NB. Since version 1.6 of SPIP, acronyms of two letters or more, including those which contain numbers (G8, VAT, PHP, AOL...) are indexed. An acronym is considered as a word which contains no lowercase letters.

When does indexing take place?

Indexing takes place at three different moments:

-  when you validate an article, it is immediately indexed;

-  when you modify an article that is already published, it is re-indexed;

-  when, during a visit to the public site, an element accessible to the public is found to be not already indexed. This may be the case for example, if the indexing data has been erased via the private space, or if you reinstate a backup of your site – the indexes are not saved –, or if you activate the search engine after having already published articles. In these cases, the index is built as a background task.

Remember however that the operation of indexing is relatively heavy: it demands a number of calculations (not complex calculations, but nevertheless performed on all the words of an article), and makes a large number of calls to the database. With a slow host (only a really very slow one!) it is perhaps preferable to disable the search engine.
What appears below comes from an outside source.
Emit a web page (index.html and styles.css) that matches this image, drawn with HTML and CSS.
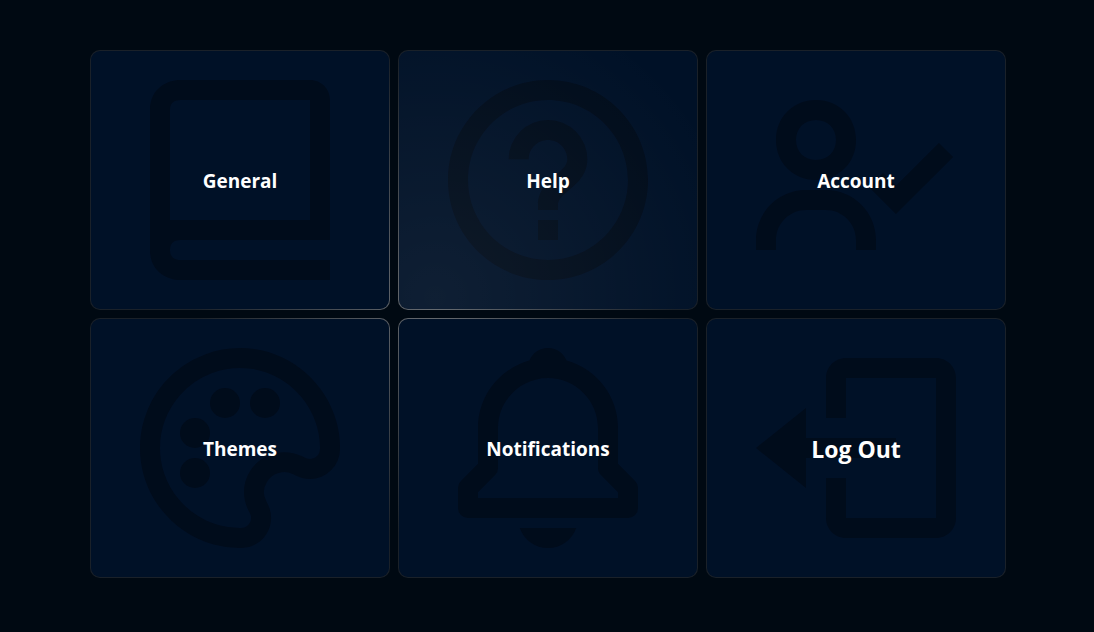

Remember also that if you activate the search engine after having already published some articles, these are not immediately indexed: the visits to the public site triggers their indexing. For a large site this could take some time.

The search

Since all documents are being indexed, you can now perform searches.

If you search for a single word...

SPIP will look at the index, and find the appropriate entry for this word. For the word mouse, we would have found the articles X and Y. SPIP will then go and lookup the number of points attributed to this word for each article (22 points in X, and 27 point in Y). We can then classify the results: article Y, then article X.

If you search for multiple words…

SPIP does not allow boolean searches like "AND", "OR", it doesn’t work in this way.

When you search for multiple words, SPIP will perform the search task for each word, lookup the points for each article (or news item, or section, etc.) and add them up.

For example, searching for the words mouse, large, house we obtain the following results for each word:
-  mouse: article X (22 points), article Y (27 points)
-  large: article X (12 points), article Y (2 points), article Z 5 points)
-  house: article Y (3 points), article Z (17 points)

SPIP adds up all these points for each article:

-  article X: 22 + 12 = 34 points
-  article Y: 27 + 2 + 3 = 32 points
-  article Z: 5 + 17 = 22 points

The sorting of the articles, for the search (mouse, large, house) is: article X, then article Y, then article Z. (In the site’s templates you can output the points of each result using the tag #POINTS - refer to the article about The search loops and tags.)

This isn’t a search like "AND" or "OR", it is an addition of points. And its use is quite effective (you find what you’re looking for, which is the goal of the search engine...).